§ Challenge:
Output all the data exactly. Pictures do not belong in the copy.

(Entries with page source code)
####################
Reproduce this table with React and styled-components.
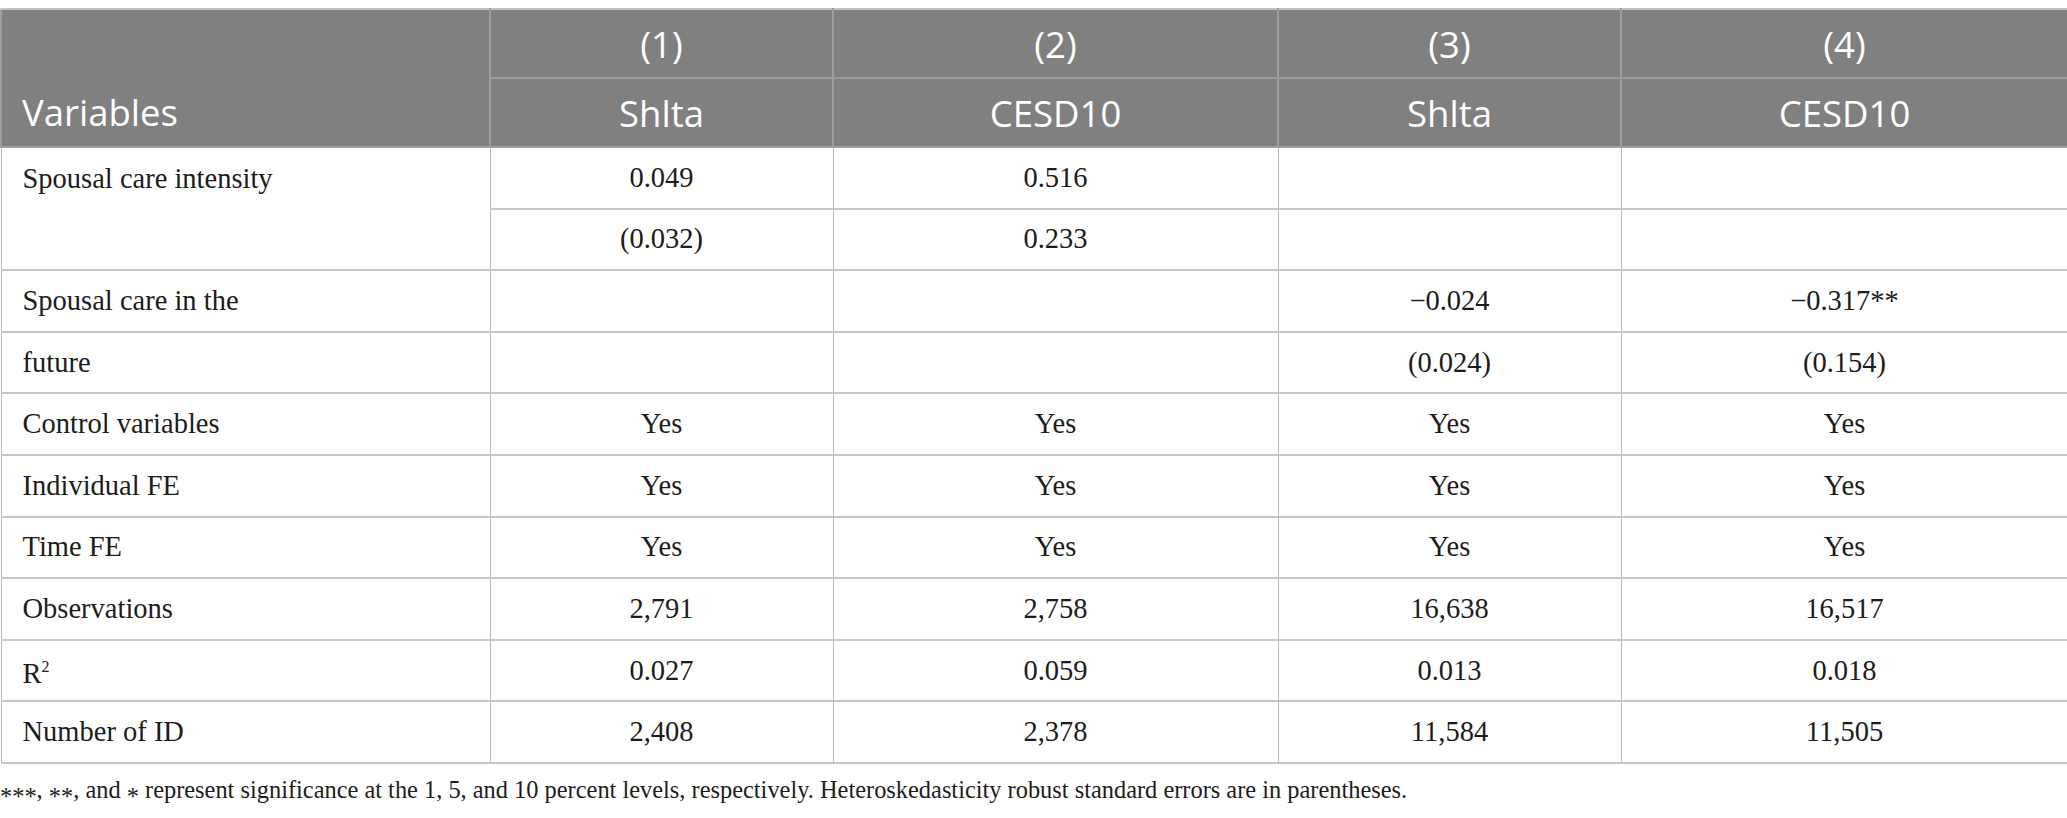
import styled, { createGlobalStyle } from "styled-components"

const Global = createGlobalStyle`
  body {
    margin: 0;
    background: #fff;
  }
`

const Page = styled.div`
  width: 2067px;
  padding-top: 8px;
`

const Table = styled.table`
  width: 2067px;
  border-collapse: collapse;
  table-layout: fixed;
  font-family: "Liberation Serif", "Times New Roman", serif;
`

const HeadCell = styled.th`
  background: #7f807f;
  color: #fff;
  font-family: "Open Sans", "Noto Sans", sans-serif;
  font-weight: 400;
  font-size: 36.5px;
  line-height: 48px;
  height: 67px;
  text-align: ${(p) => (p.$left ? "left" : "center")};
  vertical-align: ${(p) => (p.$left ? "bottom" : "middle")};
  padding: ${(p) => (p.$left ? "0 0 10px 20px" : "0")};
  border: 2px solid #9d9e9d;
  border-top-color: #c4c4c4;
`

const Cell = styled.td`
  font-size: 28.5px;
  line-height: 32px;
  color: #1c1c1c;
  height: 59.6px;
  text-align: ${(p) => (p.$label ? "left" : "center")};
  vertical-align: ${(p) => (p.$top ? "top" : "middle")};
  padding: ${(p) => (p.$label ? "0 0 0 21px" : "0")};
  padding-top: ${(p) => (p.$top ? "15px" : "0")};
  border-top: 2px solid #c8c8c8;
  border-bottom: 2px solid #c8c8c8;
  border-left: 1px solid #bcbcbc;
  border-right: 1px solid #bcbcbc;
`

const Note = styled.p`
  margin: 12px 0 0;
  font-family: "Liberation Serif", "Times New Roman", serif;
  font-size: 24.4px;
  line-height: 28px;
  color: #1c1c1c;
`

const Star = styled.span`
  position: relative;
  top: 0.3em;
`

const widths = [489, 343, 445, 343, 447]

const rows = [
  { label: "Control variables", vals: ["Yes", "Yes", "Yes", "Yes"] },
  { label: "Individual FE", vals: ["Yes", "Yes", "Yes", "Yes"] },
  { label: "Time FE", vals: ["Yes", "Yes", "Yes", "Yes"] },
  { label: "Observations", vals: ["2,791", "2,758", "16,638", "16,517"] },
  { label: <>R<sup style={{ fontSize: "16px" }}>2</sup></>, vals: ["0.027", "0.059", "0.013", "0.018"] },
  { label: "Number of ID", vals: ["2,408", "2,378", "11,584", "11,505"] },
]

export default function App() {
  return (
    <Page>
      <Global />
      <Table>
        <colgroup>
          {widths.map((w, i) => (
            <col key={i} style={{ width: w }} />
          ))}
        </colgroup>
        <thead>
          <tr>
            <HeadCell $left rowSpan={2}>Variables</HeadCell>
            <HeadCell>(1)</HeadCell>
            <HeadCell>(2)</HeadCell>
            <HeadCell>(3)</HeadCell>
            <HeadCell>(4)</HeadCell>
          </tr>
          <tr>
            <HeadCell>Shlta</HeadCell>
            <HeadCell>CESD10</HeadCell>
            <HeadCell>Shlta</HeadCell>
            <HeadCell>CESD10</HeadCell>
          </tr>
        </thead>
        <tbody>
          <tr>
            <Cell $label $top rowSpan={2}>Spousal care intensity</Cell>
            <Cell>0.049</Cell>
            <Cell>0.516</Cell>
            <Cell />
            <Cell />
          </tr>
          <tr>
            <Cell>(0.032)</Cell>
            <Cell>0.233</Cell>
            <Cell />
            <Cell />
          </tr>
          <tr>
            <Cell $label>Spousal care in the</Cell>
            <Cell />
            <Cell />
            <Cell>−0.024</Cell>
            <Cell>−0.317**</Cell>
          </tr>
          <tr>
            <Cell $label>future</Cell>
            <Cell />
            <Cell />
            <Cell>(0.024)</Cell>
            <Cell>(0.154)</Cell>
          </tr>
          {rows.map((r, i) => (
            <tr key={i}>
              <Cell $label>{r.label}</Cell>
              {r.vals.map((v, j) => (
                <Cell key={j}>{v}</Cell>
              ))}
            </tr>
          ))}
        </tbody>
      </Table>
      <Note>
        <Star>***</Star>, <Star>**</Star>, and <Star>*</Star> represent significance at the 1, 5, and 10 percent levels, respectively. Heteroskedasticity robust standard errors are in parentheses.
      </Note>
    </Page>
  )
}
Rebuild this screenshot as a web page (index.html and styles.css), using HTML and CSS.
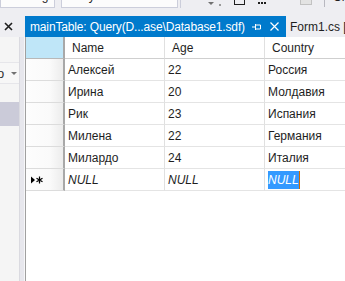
####################
§ Output for this task:
Reproduce this table with React and styled-components.
import styled, { createGlobalStyle } from "styled-components"

const Global = createGlobalStyle`
  body {
    margin: 0;
    background: #fff;
  }
`

const Page = styled.div`
  width: 2067px;
  padding-top: 8px;
`

const Table = styled.table`
  width: 2067px;
  border-collapse: collapse;
  table-layout: fixed;
  font-family: "Liberation Serif", "Times New Roman", serif;
`

const HeadCell = styled.th`
  background: #7f807f;
  color: #fff;
  font-family: "Open Sans", "Noto Sans", sans-serif;
  font-weight: 400;
  font-size: 36.5px;
  line-height: 48px;
  height: 67px;
  text-align: ${(p) => (p.$left ? "left" : "center")};
  vertical-align: ${(p) => (p.$left ? "bottom" : "middle")};
  padding: ${(p) => (p.$left ? "0 0 10px 20px" : "0")};
  border: 2px solid #9d9e9d;
  border-top-color: #c4c4c4;
`

const Cell = styled.td`
  font-size: 28.5px;
  line-height: 32px;
  color: #1c1c1c;
  height: 59.6px;
  text-align: ${(p) => (p.$label ? "left" : "center")};
  vertical-align: ${(p) => (p.$top ? "top" : "middle")};
  padding: ${(p) => (p.$label ? "0 0 0 21px" : "0")};
  padding-top: ${(p) => (p.$top ? "15px" : "0")};
  border-top: 2px solid #c8c8c8;
  border-bottom: 2px solid #c8c8c8;
  border-left: 1px solid #bcbcbc;
  border-right: 1px solid #bcbcbc;
`

const Note = styled.p`
  margin: 12px 0 0;
  font-family: "Liberation Serif", "Times New Roman", serif;
  font-size: 24.4px;
  line-height: 28px;
  color: #1c1c1c;
`

const Star = styled.span`
  position: relative;
  top: 0.3em;
`

const widths = [489, 343, 445, 343, 447]

const rows = [
  { label: "Control variables", vals: ["Yes", "Yes", "Yes", "Yes"] },
  { label: "Individual FE", vals: ["Yes", "Yes", "Yes", "Yes"] },
  { label: "Time FE", vals: ["Yes", "Yes", "Yes", "Yes"] },
  { label: "Observations", vals: ["2,791", "2,758", "16,638", "16,517"] },
  { label: <>R<sup style={{ fontSize: "16px" }}>2</sup></>, vals: ["0.027", "0.059", "0.013", "0.018"] },
  { label: "Number of ID", vals: ["2,408", "2,378", "11,584", "11,505"] },
]

export default function App() {
  return (
    <Page>
      <Global />
      <Table>
        <colgroup>
          {widths.map((w, i) => (
            <col key={i} style={{ width: w }} />
          ))}
        </colgroup>
        <thead>
          <tr>
            <HeadCell $left rowSpan={2}>Variables</HeadCell>
            <HeadCell>(1)</HeadCell>
            <HeadCell>(2)</HeadCell>
            <HeadCell>(3)</HeadCell>
            <HeadCell>(4)</HeadCell>
          </tr>
          <tr>
            <HeadCell>Shlta</HeadCell>
            <HeadCell>CESD10</HeadCell>
            <HeadCell>Shlta</HeadCell>
            <HeadCell>CESD10</HeadCell>
          </tr>
        </thead>
        <tbody>
          <tr>
            <Cell $label $top rowSpan={2}>Spousal care intensity</Cell>
            <Cell>0.049</Cell>
            <Cell>0.516</Cell>
            <Cell />
            <Cell />
          </tr>
          <tr>
            <Cell>(0.032)</Cell>
            <Cell>0.233</Cell>
            <Cell />
            <Cell />
          </tr>
          <tr>
            <Cell $label>Spousal care in the</Cell>
            <Cell />
            <Cell />
            <Cell>−0.024</Cell>
            <Cell>−0.317**</Cell>
          </tr>
          <tr>
            <Cell $label>future</Cell>
            <Cell />
            <Cell />
            <Cell>(0.024)</Cell>
            <Cell>(0.154)</Cell>
          </tr>
          {rows.map((r, i) => (
            <tr key={i}>
              <Cell $label>{r.label}</Cell>
              {r.vals.map((v, j) => (
                <Cell key={j}>{v}</Cell>
              ))}
            </tr>
          ))}
        </tbody>
      </Table>
      <Note>
        <Star>***</Star>, <Star>**</Star>, and <Star>*</Star> represent significance at the 1, 5, and 10 percent levels, respectively. Heteroskedasticity robust standard errors are in parentheses.
      </Note>
    </Page>
  )
}
Rebuild this screenshot as a web page (index.html and styles.css), using HTML and CSS.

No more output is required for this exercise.